- [WHAT IS EXPECTED] From the entries below, tally how many lines contain "Tailwind" and report only that figure.
______
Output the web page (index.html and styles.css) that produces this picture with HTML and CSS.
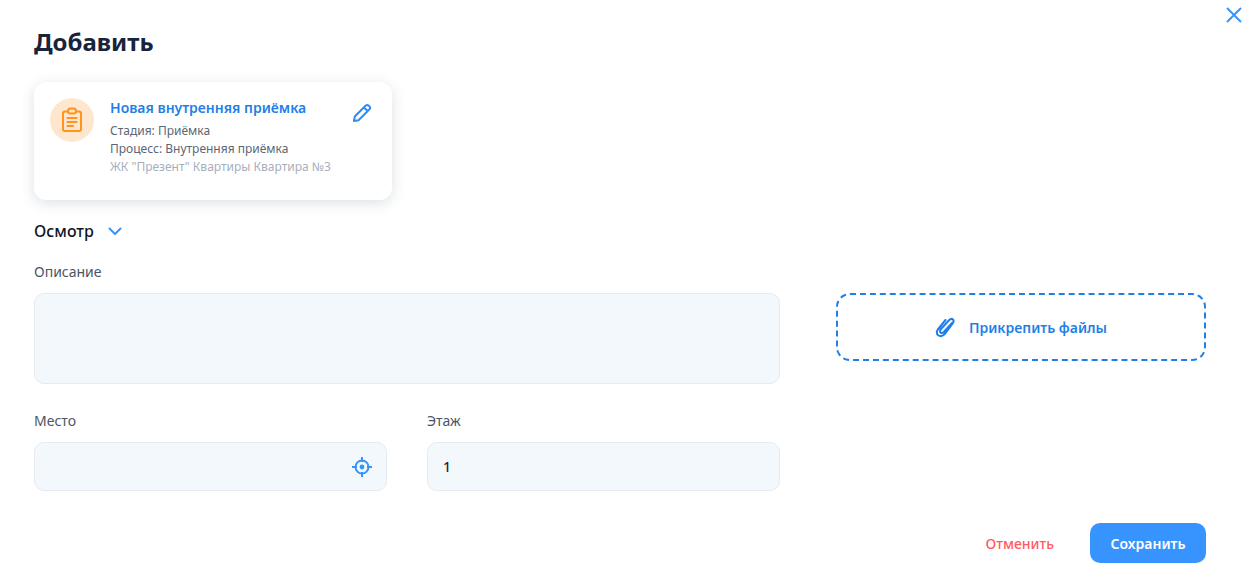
FILE: index.html
```html
<!DOCTYPE html>
<html lang="ru">
<head>
<meta charset="utf-8">
<title>Добавить</title>
<link rel="stylesheet" href="styles.css">
</head>
<body>
<main class="dialog">
  <button class="close" aria-label="Закрыть">
    <svg width="18" height="18" viewBox="0 0 18 18" fill="none" stroke="#3794ff" stroke-width="2"><path d="M2 2 16 16M16 2 2 16"/></svg>
  </button>
  <h1 class="title">Добавить</h1>
  <section class="card">
    <div class="avatar">
      <svg width="22" height="26" viewBox="0 0 22 26" fill="none" stroke="#ff9419" stroke-width="2" stroke-linecap="round" stroke-linejoin="round">
        <path d="M7 4.500H4Q2 4.500 2 6.500V22Q2 24 4 24H18Q20 24 20 22V6.500Q20 4.500 18 4.500H15"/>
        <rect x="7" y="1.500" width="8" height="5" rx="2.500"/>
        <path d="M6.500 11H15.500M6.500 15H15.500M6.500 19H12"/>
      </svg>
    </div>
    <div class="card-body">
      <div class="card-title">Новая внутренняя приёмка</div>
      <div class="card-line">Стадия: Приёмка</div>
      <div class="card-line">Процесс: Внутренняя приёмка</div>
      <div class="card-line muted">ЖК "Презент" Квартиры Квартира №3</div>
    </div>
    <svg class="pencil" width="20" height="20" viewBox="0 0 20 20" fill="none" stroke="#2f8cf5" stroke-width="2" stroke-linejoin="round"><path d="M2 18 2.800 13.500 13.800 2.500Q15.200 1.300 16.800 2.700L17.500 3.400Q18.800 4.800 17.500 6.200L6.500 17.200ZM12 4.500 15.500 8"/></svg>
  </section>
  <div class="section-head">
    <span class="section-name">Осмотр</span>
    <svg width="14" height="9" viewBox="0 0 14 9" fill="none" stroke="#3794ff" stroke-width="2" stroke-linecap="round" stroke-linejoin="round"><path d="M1.500 1.500 7 7 12.500 1.500"/></svg>
  </div>
  <div class="columns">
    <div class="form">
      <label class="label">Описание</label>
      <div class="field area"></div>
      <div class="row">
        <div class="col">
          <label class="label">Место</label>
          <div class="field input">
            <svg class="target" width="22" height="22" viewBox="0 0 22 22" fill="none" stroke="#3794ff" stroke-width="2"><circle cx="11" cy="11" r="6.500"/><circle cx="11" cy="11" r="2.400" fill="#3794ff" stroke="none"/><path d="M11 1V6M11 16V21M1 11H6M16 11H21"/></svg>
          </div>
        </div>
        <div class="col">
          <label class="label">Этаж</label>
          <div class="field input value">1</div>
        </div>
      </div>
    </div>
    <div class="attach">
      <svg width="20" height="22" viewBox="0 0 20 22" fill="none" stroke="#1f7fe8" stroke-width="2" stroke-linecap="round" stroke-linejoin="round"><path d="M17.500 6.500 8.800 16Q6.800 17.800 5.500 16.500 4.300 15 6 13L14 4.300Q16.300 2 18 3.500 19.500 5.300 17.300 7.800L9.500 18.300Q6.500 21.200 3.500 19.500 .500 17.300 2.800 13.500L10.500 4"/></svg>
      <span>Прикрепить файлы</span>
    </div>
  </div>
  <footer class="actions">
    <button class="cancel">Отменить</button>
    <button class="save">Сохранить</button>
  </footer>
</main>
</body>
</html>
```
FILE: styles.css
```css
* { box-sizing: border-box; }
html, body { margin: 0; height: 100%; background: #fff; }
body { font-family: "Noto Sans", "Open Sans", sans-serif; color: #18243a; overflow: hidden; }
.dialog { position: relative; height: 576px; padding: 25px 43px 0 34px; display: flex; flex-direction: column; }
.close { position: absolute; top: 6px; right: 6px; width: 18px; height: 18px; padding: 0; border: 0; background: none; line-height: 0; }
.title { margin: 0; font-size: 24px; line-height: 33px; font-weight: 700; color: #18243a; }
.card { margin-top: 24px; width: 358px; height: 118px; padding: 16px 20px 0 16px; background: #fff; border-radius: 12px; display: flex; align-items: flex-start; box-shadow: 0 3px 14px rgba(40, 60, 90, .16); }
.avatar { flex: none; width: 44px; height: 44px; border-radius: 50%; background: #ffe6cf; display: flex; align-items: center; justify-content: center; }
.card-body { flex: 1; margin-left: 16px; }
.card-title { font-size: 14px; line-height: 20px; font-weight: 600; color: #1f7fe8; margin-bottom: 4px; }
.card-line { font-size: 12px; line-height: 18px; color: #5b6676; }
.card-line.muted { color: #a7afba; }
.pencil { flex: none; margin-top: 5px; }
.section-head { margin-top: 20px; height: 22px; display: flex; align-items: center; gap: 14px; }
.section-name { font-size: 16px; line-height: 22px; font-weight: 500; color: #10151f; }
.columns { margin-top: 20px; display: flex; gap: 56px; align-items: flex-start; }
.form { width: 746px; flex: none; }
.label { display: block; font-size: 14px; line-height: 20px; color: #4b5565; }
.field { background: #f3f8fc; border: 1px solid #e6ebf1; border-radius: 10px; }
.area { margin-top: 11px; height: 91px; }
.row { margin-top: 27px; display: flex; gap: 40px; }
.col { flex: 1; }
.input { margin-top: 11px; height: 49px; display: flex; align-items: center; justify-content: flex-end; padding: 0 13px 0 15px; }
.value { justify-content: flex-start; font-size: 14px; font-weight: 500; color: #18243a; }
.attach { margin-top: 31px; flex: 1; height: 68px; border: 2px dashed #1f7fe8; border-radius: 14px; display: flex; align-items: center; justify-content: center; gap: 14px; font-size: 14px; font-weight: 600; color: #1f7fe8; }
.actions { margin-top: 32px; display: flex; justify-content: flex-end; align-items: center; gap: 36px; }
.actions button { font-family: inherit; font-size: 14px; border: 0; cursor: pointer; }
.cancel { background: none; padding: 0; color: #ff5a5f; font-weight: 500; }
.save { width: 116px; height: 40px; border-radius: 10px; background: #3794ff; color: #fff; font-weight: 600; }
```
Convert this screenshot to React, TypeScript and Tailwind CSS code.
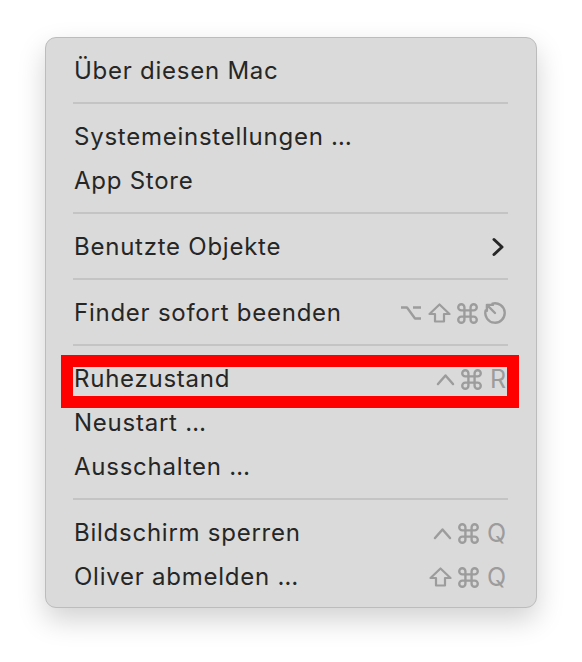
import React from "react";

type Item = {
    label: string;
    keys?: React.ReactNode;
    submenu?: boolean;
    marked?: boolean;
};

const stroke = "#9c9c9c";

function OptionKey() {
    return (
        <svg width="22" height="16" viewBox="0 0 22 16" fill="none" stroke={stroke} strokeWidth="2.4" strokeLinejoin="round">
            <path d="M1 2.5H7L15 13.5H21M13 2.5H21" />
        </svg>
    );
}

function ShiftKey() {
    return (
        <svg width="23" height="20" viewBox="0 0 23 20" fill="none" stroke={stroke} strokeWidth="2.2" strokeLinejoin="round">
            <path d="M11.5 1.5L21.5 11H16V18.5H7V11H1.5Z" />
        </svg>
    );
}

function CommandKey() {
    return (
        <svg width="21" height="21" viewBox="1.8 1.8 20.4 20.4" fill="none" stroke={stroke} strokeWidth="2.3" strokeLinecap="round" strokeLinejoin="round">
            <path d="M15 6v12a3 3 0 1 0 3-3H6a3 3 0 1 0 3 3V6a3 3 0 1 0-3 3h12a3 3 0 1 0-3-3" />
        </svg>
    );
}

function ControlKey() {
    return (
        <svg width="19" height="13" viewBox="0 0 19 13" fill="none" stroke={stroke} strokeWidth="2.5" strokeLinecap="round" strokeLinejoin="round">
            <path d="M2 11L9.5 2.5L17 11" />
        </svg>
    );
}

function EscapeKey() {
    return (
        <svg width="22" height="22" viewBox="1.8 1.8 20.4 20.4" fill="none" stroke={stroke} strokeWidth="2.2" strokeLinecap="round" strokeLinejoin="round">
            <path d="M9.67 3.3A9 9 0 1 1 3.3 9.67" />
            <path d="M12 12L4.5 4.5M4.5 10V4.5H10" />
        </svg>
    );
}

function Letter({ c }: { c: string }) {
    return <span className="ml-[2px] text-[25px] leading-none text-[#9c9c9c]">{c}</span>;
}

const groups: Item[][] = [
    [{ label: "Über diesen Mac" }],
    [{ label: "Systemeinstellungen …" }, { label: "App Store" }],
    [{ label: "Benutzte Objekte", submenu: true }],
    [
        {
            label: "Finder sofort beenden",
            keys: (
                <>
                    <OptionKey />
                    <ShiftKey />
                    <CommandKey />
                    <EscapeKey />
                </>
            ),
        },
    ],
    [
        {
            label: "Ruhezustand",
            marked: true,
            keys: (
                <>
                    <ControlKey />
                    <CommandKey />
                    <Letter c="R" />
                </>
            ),
        },
        { label: "Neustart …" },
        { label: "Ausschalten …" },
    ],
    [
        {
            label: "Bildschirm sperren",
            keys: (
                <>
                    <ControlKey />
                    <CommandKey />
                    <Letter c="Q" />
                </>
            ),
        },
        {
            label: "Oliver abmelden …",
            keys: (
                <>
                    <ShiftKey />
                    <CommandKey />
                    <Letter c="Q" />
                </>
            ),
        },
    ],
];

function MenuRow({ item }: { item: Item }) {
    return (
        <div className="relative flex h-[44px] items-center justify-between pl-[28px] pr-[30px]">
            <span className="text-[24px] leading-none tracking-[0.75px] text-[#262626]">{item.label}</span>
            {item.keys && <span className="flex items-center gap-[6px]">{item.keys}</span>}
            {item.submenu && (
                <svg width="14" height="20" viewBox="0 0 14 20" fill="none" stroke="#262626" strokeWidth="3" strokeLinecap="round" strokeLinejoin="round" className="mr-[1px]">
                    <path d="M3 2.5L11 10L3 17.5" />
                </svg>
            )}
            {/* red highlight frame over the row */}
            {item.marked && (
                <div className="absolute left-[15px] top-[-2px] h-[53px] w-[458px] border-[12px] border-[#ff0000]" />
            )}
        </div>
    );
}

export default function App() {
    return (
        <div className="min-h-[662px] w-[582px] bg-white pl-[45px] pt-[37px] font-['Inter','Liberation_Sans',sans-serif]">
            <div className="w-[492px] rounded-[11px] border border-[#bcbcbc] bg-[#dadada] pb-[8px] pt-[11px] shadow-[0_12px_28px_rgba(0,0,0,0.18)]">
                {groups.map((group, gi) => (
                    <div key={gi}>
                        {gi > 0 && (
                            <div className="h-[22px] pt-[9px]">
                                <div className="ml-[27px] mr-[28px] h-[2px] bg-[#c4c4c4]" />
                            </div>
                        )}
                        {group.map((item) => (
                            <MenuRow key={item.label} item={item} />
                        ))}
                    </div>
                ))}
            </div>
        </div>
    );
}
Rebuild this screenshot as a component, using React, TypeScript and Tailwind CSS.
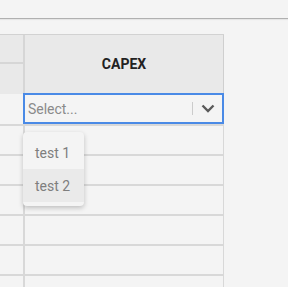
______
- [EXPECTED ANSWER] 2